Vessels refuelling with high-sulphur fuel oil (HSFO) at all United Arab Emirates (UAE) ports will now have to submit a copy of an International Air Pollution Prevention (IAPP) certificate, proving that the ship has a working scrubber, the country's Ministry of Energy has said.
The ministry has issued a notice requesting port authorities to confirm receipt of an IAPP certificate before delivering bunker fuel with a sulphur content above 0.5pc, the limit introduce by International Maritime Organisation (IMO) as of 1 January 2020. Scrubbers are exhaust gas cleaning systems that allow ships to continue burning cheaper HSFO as a bunker fuel without contravening IMO regulations.
While the majority of shipping companies, mindful of reputational risks, comply with the IMO regulation, policing all vessels is a difficult challenge.

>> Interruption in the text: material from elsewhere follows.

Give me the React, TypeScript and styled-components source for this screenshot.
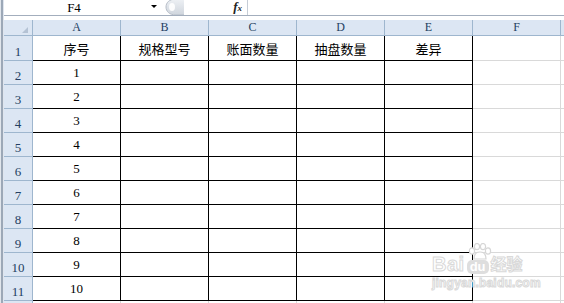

"There was a concern by the UAE authorities that some shipowners continued buying the cheaper fuel, without even having a scrubber on board," one Fujairah bunker trader said. Delivered HSFO bunker prices in the UAE port of Fujairah, the world's third-largest bunkering centre, have in recent weeks been around $275-300/t cheaper than 0.5pc sulphur bunker fuel.
The share of HSFO in bunker sales in Fujairah has been rising as more scrubber-equipped vessels have been put into use over the past three years. HSFO now accounts for around 20pc of Fujairah's 600,000-650,000 t/month of bunker sales, according to Argus estimates.